Secondly, for one line that Holbein lays, Tenniel has a dozen. There are, for instance, a hundred and fifty-seven lines in Sir Peter Teazle's wig, without counting dots and slight cross-hatching;—but the entire face and flowing hair of Holbein's preacher are done with forty-five lines, all told.

95. Now observe what a different state of mind the two artists must be in on such conditions;—one, never in a hurry, never doing anything that he knows is wrong; never doing a line badly that he can do better; and appealing only to the feelings of sensitive persons, and the judgment of attentive ones. That is Holbein's habit of soul. What is the habit of soul of every modern engraver? Always in a hurry; everywhere doing things which he knows to be wrong—(Tenniel knows his light and shade to be wrong as well as I do)—continually doing things badly which he was able to do better; and appealing exclusively to the feelings of the dull, and the judgment of the inattentive.

Do you suppose that is not enough to make the difference between mortal and immortal art,—the original genius being supposed alike in both?[U]

96. Thus far of the state of the artist himself. I pass, next to the relation between him and his subordinate, the wood-cutter.

The modern artist requires him to cut a hundred and fifty-seven lines in the wig only,—the old artist requires him to cut forty-five for the face, and long hair, altogether. The actual proportion is roughly, and on the average, about one to twenty of cost in manual labor, ancient to modern,—the twentieth part of the mechanical labor, to produce an immortal instead of a perishable work,—the twentieth part of the labor; and—which is the greatest difference of all—that twentieth part, at once less mechanically difficult, and more mentally pleasant. Mr.
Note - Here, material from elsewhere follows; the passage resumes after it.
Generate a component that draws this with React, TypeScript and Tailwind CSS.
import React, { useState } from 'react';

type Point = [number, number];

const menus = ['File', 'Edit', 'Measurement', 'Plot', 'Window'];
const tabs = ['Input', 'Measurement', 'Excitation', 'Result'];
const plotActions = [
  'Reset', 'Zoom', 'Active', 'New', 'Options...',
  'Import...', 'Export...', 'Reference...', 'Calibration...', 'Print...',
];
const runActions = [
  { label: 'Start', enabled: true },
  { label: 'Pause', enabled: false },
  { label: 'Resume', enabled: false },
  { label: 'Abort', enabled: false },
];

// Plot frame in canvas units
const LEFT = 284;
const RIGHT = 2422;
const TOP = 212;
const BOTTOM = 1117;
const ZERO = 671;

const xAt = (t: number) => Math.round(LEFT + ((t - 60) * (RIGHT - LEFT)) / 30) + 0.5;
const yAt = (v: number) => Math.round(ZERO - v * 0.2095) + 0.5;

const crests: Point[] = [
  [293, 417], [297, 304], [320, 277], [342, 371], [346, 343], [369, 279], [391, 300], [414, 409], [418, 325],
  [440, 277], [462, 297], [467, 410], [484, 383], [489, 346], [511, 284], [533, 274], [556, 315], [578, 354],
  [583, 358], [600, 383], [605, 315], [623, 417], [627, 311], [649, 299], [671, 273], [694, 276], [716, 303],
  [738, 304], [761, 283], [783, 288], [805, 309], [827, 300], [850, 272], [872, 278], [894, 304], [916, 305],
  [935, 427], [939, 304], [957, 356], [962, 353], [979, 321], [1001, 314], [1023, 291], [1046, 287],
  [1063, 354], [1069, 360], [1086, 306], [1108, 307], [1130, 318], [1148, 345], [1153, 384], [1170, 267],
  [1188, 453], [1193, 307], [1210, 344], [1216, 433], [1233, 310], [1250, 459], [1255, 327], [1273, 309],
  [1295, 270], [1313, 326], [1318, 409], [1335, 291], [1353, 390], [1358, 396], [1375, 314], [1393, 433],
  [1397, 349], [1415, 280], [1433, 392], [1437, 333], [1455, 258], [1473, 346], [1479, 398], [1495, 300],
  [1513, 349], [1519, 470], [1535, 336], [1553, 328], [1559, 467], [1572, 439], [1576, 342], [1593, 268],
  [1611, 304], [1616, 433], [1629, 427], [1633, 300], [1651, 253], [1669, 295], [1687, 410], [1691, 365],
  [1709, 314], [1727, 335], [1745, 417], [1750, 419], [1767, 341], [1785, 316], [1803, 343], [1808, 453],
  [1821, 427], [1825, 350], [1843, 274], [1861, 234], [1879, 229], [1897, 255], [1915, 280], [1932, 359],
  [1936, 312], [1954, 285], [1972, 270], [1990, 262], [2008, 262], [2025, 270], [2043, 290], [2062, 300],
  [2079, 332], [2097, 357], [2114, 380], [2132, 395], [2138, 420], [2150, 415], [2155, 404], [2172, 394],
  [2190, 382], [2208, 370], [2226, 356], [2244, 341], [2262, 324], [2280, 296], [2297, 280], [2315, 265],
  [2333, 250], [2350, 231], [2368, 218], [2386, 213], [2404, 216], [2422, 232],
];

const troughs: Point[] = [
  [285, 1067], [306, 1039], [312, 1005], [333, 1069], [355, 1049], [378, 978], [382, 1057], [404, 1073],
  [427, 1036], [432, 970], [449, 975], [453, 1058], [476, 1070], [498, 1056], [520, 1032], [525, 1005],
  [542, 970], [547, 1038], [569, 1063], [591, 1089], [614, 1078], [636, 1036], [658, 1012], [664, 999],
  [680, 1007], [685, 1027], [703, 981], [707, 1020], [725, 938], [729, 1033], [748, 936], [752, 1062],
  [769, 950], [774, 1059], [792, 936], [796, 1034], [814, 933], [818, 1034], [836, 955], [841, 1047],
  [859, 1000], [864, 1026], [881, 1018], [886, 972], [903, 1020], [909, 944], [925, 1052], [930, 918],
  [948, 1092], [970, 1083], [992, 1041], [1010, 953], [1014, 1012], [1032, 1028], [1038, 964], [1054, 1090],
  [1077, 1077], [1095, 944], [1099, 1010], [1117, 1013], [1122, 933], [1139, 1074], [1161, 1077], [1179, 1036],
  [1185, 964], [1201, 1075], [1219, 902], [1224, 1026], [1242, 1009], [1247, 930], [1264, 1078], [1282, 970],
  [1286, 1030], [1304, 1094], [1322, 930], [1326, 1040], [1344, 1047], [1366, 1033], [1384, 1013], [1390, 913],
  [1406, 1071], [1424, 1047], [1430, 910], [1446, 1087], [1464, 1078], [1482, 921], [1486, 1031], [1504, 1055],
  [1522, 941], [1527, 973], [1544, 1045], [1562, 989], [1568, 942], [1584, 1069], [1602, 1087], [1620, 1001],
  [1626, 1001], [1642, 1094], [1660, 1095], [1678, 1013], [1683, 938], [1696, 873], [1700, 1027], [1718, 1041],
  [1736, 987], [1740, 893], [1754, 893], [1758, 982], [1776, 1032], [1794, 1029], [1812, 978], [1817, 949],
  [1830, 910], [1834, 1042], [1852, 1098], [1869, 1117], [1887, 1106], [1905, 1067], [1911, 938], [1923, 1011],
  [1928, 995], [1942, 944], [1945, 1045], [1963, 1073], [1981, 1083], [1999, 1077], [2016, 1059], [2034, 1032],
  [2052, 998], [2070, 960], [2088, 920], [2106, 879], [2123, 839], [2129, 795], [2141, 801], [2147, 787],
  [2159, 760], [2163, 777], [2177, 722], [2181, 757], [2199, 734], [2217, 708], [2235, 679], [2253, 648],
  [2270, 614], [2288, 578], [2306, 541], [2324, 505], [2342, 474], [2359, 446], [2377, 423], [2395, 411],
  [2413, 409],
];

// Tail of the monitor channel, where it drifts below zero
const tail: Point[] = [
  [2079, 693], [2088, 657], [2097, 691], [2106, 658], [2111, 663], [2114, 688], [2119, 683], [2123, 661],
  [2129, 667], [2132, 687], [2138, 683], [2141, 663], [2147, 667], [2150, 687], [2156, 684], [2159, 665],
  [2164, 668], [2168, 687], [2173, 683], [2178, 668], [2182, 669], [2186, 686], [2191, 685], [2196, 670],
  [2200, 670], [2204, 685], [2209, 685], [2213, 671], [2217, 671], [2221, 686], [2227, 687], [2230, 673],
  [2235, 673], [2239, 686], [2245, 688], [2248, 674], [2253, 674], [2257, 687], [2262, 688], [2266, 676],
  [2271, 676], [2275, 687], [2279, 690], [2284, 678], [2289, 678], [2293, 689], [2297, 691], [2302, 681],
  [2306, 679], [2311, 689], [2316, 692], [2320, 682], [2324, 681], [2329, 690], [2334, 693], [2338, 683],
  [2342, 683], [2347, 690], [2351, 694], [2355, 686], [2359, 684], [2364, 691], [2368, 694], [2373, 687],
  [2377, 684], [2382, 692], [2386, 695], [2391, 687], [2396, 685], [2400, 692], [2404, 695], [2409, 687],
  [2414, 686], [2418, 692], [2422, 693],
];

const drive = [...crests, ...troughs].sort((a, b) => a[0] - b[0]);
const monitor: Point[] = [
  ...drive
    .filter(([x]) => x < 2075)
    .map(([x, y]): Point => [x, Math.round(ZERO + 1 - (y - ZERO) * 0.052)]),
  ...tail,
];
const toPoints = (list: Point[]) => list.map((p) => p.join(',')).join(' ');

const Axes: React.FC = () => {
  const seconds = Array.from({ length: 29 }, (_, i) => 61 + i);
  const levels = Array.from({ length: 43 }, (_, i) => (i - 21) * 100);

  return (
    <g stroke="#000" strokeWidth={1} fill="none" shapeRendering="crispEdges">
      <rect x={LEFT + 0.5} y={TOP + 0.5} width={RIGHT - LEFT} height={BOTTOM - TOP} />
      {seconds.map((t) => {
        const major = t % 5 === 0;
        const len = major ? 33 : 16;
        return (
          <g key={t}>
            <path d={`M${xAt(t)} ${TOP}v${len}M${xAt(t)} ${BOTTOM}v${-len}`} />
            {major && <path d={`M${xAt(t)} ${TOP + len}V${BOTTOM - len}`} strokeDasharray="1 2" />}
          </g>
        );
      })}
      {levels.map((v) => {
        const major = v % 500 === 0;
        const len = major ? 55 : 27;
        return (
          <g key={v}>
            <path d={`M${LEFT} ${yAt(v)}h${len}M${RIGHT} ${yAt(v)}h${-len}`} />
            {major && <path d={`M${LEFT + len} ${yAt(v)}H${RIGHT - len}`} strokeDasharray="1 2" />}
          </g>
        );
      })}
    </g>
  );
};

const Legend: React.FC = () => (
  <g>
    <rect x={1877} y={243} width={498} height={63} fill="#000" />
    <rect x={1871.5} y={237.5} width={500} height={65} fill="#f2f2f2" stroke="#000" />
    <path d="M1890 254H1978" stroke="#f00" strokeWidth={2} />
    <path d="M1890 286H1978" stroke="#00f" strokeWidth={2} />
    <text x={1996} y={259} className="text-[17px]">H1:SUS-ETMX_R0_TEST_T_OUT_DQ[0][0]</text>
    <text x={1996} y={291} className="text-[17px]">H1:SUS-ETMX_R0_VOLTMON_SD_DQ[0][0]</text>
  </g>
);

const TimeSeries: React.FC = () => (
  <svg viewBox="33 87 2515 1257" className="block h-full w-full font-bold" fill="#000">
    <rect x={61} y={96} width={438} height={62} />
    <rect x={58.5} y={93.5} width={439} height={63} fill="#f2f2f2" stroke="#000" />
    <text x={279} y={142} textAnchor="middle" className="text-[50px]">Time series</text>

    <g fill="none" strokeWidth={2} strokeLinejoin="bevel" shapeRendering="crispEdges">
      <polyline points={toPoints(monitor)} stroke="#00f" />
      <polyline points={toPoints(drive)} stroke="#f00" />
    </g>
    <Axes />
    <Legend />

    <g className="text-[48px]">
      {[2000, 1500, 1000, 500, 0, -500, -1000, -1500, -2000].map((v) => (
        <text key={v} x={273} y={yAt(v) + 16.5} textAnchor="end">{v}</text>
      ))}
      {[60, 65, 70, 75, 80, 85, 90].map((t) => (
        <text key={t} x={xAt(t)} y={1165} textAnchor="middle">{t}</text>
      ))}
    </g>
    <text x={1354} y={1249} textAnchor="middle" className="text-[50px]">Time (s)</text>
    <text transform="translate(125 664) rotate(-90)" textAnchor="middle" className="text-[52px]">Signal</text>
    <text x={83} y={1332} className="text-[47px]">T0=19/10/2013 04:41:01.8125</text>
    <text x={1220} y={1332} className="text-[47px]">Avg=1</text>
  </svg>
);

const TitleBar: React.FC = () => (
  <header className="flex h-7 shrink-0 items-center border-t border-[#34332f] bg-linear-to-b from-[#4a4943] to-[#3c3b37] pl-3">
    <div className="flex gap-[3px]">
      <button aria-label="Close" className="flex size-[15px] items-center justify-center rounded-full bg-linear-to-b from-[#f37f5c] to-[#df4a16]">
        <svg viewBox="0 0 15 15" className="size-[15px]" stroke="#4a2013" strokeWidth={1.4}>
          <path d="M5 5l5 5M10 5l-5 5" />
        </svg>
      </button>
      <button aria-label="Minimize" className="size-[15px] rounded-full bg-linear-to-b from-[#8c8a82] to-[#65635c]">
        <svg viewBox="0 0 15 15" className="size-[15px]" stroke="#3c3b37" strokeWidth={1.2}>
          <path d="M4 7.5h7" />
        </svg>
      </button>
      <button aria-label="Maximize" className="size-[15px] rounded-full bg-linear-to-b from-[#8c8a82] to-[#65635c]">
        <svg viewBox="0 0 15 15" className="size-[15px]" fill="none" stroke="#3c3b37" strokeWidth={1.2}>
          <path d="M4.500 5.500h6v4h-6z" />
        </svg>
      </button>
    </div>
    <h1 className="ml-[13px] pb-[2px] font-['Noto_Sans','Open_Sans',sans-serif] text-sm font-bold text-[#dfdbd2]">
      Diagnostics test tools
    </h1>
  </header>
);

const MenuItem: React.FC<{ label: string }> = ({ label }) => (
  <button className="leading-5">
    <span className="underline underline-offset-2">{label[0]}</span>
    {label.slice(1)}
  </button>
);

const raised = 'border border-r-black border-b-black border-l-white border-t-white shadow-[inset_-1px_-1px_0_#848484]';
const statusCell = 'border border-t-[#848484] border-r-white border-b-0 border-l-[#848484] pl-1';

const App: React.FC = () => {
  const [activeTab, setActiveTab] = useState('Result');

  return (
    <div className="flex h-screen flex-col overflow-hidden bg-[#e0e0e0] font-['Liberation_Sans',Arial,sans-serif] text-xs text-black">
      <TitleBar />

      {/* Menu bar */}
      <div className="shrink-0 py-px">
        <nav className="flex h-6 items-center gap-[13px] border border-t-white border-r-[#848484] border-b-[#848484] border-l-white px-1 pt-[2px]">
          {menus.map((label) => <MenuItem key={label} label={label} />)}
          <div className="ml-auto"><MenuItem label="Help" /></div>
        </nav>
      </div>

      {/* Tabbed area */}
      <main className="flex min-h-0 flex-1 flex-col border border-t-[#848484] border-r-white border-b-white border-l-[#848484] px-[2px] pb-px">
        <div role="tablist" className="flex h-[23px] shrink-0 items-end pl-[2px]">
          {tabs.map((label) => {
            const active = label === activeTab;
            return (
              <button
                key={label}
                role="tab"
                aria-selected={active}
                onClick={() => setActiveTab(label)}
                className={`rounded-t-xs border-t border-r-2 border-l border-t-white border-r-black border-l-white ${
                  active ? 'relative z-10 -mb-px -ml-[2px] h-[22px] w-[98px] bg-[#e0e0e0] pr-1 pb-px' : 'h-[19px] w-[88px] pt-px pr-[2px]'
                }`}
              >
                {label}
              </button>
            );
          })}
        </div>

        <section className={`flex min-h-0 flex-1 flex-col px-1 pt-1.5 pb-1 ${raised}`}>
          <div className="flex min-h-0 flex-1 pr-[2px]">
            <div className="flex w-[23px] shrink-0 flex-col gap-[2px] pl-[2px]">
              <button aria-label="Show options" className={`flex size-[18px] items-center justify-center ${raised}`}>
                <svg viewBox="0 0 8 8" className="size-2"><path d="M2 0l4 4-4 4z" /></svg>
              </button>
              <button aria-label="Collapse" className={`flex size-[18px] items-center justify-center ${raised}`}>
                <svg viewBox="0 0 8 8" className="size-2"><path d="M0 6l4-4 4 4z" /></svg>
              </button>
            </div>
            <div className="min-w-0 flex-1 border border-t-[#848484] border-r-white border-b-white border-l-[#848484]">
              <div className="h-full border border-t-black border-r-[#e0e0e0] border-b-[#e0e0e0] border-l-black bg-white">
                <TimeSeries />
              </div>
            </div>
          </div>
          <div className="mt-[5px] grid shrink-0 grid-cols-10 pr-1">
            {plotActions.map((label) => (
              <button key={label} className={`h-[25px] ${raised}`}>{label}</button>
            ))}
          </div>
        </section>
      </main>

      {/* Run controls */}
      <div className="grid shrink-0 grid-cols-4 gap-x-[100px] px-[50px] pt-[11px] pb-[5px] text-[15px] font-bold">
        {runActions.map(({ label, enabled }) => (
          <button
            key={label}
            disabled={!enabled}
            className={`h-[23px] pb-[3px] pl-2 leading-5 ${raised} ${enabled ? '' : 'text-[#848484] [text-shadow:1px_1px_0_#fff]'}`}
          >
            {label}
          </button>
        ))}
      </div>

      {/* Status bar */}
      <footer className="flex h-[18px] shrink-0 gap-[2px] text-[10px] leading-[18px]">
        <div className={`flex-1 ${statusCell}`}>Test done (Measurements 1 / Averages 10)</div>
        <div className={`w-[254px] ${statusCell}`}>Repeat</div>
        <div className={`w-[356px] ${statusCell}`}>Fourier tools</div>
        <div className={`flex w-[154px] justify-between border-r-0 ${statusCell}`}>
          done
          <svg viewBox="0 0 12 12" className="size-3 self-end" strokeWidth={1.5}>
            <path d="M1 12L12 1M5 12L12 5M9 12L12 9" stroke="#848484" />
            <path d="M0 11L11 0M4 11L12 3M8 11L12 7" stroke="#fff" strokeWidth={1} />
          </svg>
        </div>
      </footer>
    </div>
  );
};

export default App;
Otley, in his general History of Engraving, says, "The greatest difficulty in wood engraving occurs in clearing out the minute quadrangular lights;" and in any modern woodcut you will see that where the lines of the drawing cross each other to produce shade, the white interstices are cut out so neatly that there is no appearance of any jag or break in the lines; they look exactly as if they had been drawn with a pen. It is chiefly difficult to cut the pieces clearly out when the lines cross at right angles; easier when they form oblique or diamond-shaped interstices; but in any case some half-dozen cuts, and in square crossings as many as twenty, are required to clear one interstice. Therefore if I carelessly draw six strokes with my pen across other six, I produce twenty-five interstices, each of which will need at least six, perhaps twenty, careful touches of the burin to clear out.—Say ten for an average; and I demand two hundred and fifty exquisitely precise touches from my engraver, to render ten careless ones of mine.

97. Now I take up Punch, at his best. The whole of the left side of John Bull's waistcoat—the shadow on his knee-breeches and great-coat—the whole of the Lord Chancellor's gown, and of John Bull's and Sir Peter Teazle's complexions, are worked with finished precision of cross-hatching. These have indeed some purpose in their texture; but in the most wanton and gratuitous way, the wall below the window is cross-hatched too, and that not with a double, but a treble line (Fig. 4).